--- start Input ---
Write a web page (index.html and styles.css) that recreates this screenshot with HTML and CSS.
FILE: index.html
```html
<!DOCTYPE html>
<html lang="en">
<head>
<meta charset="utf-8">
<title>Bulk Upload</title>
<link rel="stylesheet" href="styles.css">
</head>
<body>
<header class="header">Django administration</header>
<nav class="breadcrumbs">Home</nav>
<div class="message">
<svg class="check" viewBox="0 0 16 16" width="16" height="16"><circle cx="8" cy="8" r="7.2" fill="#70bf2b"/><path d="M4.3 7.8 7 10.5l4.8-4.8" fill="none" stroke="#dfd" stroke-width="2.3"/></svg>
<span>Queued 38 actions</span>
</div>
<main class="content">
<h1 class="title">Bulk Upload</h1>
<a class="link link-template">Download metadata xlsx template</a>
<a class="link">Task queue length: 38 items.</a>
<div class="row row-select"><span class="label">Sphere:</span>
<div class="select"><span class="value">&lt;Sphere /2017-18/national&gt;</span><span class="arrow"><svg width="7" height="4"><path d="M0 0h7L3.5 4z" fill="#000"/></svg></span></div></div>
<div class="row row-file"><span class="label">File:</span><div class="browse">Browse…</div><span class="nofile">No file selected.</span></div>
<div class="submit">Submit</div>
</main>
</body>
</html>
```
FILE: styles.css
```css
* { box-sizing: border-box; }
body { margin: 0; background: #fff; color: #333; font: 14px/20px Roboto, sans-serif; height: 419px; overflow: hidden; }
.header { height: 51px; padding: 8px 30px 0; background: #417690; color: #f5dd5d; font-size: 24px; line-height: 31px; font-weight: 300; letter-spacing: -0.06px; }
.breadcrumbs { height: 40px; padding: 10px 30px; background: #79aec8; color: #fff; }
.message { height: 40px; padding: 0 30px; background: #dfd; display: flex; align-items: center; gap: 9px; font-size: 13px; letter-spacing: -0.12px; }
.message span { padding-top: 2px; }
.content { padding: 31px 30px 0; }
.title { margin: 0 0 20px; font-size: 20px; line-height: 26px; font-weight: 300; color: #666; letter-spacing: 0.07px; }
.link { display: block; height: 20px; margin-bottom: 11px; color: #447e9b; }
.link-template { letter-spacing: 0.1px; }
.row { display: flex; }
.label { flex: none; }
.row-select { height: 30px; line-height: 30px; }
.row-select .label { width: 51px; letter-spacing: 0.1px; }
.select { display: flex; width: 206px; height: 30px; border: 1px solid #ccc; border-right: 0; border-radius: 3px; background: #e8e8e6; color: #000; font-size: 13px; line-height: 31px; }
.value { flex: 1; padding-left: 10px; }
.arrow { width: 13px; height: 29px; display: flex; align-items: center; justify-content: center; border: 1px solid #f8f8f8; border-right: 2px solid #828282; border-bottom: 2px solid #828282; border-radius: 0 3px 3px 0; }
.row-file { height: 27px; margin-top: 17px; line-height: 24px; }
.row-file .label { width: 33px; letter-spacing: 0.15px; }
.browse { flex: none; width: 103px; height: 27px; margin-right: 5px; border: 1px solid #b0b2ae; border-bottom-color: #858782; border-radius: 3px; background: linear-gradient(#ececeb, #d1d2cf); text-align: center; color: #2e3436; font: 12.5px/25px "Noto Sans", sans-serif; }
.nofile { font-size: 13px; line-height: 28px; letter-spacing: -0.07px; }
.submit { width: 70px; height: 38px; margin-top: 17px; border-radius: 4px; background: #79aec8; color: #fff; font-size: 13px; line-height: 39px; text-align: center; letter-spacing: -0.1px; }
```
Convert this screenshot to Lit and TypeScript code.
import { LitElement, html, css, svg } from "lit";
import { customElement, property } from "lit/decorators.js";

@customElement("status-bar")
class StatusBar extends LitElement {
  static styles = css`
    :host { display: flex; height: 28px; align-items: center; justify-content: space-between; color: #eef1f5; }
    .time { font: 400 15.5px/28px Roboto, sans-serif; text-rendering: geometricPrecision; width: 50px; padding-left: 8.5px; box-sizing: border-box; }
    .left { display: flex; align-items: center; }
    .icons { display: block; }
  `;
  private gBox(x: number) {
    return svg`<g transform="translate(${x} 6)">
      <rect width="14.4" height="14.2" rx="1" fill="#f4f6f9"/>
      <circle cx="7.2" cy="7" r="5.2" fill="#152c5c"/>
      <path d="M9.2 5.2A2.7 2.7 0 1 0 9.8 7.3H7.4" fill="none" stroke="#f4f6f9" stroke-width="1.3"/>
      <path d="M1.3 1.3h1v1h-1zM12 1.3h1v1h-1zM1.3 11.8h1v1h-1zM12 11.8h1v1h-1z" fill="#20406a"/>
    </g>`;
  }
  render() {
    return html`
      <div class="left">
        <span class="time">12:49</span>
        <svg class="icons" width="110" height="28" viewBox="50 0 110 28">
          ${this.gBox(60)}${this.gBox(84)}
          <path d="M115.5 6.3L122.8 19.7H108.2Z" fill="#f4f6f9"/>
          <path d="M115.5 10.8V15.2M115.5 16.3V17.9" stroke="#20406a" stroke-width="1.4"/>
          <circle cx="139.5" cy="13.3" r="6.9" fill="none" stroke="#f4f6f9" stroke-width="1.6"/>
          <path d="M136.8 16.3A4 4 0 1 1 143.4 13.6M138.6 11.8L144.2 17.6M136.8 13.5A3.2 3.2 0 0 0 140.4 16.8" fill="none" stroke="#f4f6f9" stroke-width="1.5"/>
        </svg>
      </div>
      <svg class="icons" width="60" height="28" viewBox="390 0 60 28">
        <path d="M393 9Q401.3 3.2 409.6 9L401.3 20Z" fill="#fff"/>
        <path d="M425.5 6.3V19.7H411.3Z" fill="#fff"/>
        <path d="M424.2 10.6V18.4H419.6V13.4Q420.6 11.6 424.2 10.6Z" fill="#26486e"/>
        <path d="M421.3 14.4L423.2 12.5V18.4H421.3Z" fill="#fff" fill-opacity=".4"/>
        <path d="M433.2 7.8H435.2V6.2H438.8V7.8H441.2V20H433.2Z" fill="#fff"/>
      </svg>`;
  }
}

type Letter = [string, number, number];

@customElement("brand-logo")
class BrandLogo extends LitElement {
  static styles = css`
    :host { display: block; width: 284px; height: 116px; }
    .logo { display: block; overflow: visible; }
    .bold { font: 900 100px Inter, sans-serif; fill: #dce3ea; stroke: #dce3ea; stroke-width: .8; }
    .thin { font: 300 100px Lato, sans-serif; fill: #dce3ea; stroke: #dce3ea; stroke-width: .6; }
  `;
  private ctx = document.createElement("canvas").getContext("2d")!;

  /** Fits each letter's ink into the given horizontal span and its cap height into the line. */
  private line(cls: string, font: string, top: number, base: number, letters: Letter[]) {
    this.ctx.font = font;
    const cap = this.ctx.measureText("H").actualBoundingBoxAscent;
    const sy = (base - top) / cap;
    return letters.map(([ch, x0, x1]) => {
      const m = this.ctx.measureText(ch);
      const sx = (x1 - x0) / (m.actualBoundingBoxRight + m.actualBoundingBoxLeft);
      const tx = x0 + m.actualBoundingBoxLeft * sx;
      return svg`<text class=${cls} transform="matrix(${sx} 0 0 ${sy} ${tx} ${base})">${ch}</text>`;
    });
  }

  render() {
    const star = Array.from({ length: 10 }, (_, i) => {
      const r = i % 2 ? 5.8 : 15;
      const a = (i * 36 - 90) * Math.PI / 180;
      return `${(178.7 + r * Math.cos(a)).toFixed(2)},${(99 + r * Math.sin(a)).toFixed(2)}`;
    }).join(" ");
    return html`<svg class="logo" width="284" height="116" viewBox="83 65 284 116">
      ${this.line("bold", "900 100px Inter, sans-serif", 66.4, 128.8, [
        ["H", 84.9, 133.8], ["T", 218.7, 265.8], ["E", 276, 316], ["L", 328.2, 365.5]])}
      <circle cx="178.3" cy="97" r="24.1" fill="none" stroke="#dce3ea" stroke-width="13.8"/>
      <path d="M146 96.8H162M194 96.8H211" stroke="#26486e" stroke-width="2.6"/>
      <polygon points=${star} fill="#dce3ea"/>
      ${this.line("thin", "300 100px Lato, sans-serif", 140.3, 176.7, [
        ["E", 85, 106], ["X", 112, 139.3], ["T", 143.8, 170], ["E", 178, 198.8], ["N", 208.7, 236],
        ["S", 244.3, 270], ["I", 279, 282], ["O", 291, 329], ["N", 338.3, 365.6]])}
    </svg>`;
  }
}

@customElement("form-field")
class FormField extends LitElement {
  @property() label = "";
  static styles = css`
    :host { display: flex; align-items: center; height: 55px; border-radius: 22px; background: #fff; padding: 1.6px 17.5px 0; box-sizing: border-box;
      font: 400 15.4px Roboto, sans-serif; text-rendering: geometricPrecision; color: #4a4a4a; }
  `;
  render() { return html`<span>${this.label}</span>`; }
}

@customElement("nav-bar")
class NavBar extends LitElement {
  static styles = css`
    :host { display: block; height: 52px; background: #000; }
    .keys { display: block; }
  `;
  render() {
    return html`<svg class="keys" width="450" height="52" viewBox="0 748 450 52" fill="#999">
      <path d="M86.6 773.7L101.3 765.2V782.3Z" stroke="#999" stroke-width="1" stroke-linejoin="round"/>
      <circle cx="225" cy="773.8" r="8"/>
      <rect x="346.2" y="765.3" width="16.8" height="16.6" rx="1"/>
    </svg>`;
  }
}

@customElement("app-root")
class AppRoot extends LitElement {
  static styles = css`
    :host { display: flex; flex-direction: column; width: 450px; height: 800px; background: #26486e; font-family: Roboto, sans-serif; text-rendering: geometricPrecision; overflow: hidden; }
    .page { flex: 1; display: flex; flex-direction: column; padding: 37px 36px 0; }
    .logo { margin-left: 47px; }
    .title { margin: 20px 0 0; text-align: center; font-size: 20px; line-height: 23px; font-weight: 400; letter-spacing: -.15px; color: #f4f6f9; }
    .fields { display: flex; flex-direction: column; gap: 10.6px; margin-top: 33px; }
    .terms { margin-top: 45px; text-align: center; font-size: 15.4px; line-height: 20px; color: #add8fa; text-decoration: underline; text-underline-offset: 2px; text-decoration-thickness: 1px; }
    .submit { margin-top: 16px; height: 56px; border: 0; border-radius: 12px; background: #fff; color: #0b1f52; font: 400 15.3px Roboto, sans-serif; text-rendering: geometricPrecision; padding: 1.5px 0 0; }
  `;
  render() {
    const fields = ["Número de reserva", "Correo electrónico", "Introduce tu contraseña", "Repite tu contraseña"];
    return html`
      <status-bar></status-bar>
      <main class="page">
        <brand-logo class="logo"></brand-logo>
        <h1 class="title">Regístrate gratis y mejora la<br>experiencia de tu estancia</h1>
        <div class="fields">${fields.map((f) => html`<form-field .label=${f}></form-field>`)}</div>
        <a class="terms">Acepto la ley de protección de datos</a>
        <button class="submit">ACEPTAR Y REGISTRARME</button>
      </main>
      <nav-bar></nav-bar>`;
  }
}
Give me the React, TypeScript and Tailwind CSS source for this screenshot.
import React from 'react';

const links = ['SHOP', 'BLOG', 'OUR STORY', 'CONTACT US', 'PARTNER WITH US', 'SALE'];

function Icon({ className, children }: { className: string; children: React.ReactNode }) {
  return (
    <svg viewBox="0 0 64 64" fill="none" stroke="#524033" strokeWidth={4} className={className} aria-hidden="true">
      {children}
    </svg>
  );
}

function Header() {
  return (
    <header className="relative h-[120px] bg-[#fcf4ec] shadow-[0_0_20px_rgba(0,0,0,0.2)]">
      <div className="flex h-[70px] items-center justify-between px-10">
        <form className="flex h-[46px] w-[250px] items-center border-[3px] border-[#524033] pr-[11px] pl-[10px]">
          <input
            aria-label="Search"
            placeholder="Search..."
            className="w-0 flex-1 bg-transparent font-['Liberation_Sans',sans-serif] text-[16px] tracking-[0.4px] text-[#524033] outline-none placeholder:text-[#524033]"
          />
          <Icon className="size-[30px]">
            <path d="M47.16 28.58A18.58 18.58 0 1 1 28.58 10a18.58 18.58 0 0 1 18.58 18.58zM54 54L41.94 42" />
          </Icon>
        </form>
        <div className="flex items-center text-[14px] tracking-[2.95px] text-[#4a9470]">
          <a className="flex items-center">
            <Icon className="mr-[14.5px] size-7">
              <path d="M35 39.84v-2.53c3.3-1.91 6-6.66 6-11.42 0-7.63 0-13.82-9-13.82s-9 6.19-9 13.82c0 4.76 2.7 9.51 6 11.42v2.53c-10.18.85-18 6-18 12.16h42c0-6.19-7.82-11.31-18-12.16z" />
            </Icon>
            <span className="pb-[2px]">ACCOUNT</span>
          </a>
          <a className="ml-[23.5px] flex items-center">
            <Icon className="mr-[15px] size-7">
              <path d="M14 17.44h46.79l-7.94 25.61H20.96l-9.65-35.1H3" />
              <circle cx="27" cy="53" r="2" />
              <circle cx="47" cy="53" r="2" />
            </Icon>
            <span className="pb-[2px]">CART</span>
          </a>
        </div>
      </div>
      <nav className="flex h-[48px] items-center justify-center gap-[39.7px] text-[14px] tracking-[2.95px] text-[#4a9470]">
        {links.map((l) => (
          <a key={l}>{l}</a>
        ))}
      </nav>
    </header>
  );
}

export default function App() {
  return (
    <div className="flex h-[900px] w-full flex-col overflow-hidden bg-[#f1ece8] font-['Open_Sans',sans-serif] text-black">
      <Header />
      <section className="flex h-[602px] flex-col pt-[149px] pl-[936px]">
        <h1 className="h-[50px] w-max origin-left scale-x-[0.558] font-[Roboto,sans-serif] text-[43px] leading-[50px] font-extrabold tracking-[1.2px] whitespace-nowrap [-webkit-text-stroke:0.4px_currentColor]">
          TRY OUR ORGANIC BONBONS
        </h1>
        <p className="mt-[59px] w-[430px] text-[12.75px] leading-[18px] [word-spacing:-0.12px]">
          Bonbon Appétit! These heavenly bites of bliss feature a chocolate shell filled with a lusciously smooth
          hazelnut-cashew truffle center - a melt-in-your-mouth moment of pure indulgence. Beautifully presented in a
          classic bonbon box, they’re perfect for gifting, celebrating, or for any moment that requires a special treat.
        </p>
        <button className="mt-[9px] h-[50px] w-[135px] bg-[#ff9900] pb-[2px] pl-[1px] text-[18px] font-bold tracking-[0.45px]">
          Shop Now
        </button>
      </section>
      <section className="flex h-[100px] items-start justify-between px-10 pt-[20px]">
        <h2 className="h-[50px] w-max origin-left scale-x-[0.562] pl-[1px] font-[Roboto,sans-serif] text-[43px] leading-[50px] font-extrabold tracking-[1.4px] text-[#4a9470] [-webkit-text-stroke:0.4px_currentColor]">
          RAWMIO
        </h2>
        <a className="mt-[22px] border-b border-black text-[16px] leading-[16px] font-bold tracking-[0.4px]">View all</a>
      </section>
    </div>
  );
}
--- end Input ---
**Given problem:** Show the lines of the records that contain the word "React".

**Expected output:**
Give me the React, TypeScript and Tailwind CSS source for this screenshot.
import React from 'react';
function Icon({ className, children }: { className: string; children: React.ReactNode }) {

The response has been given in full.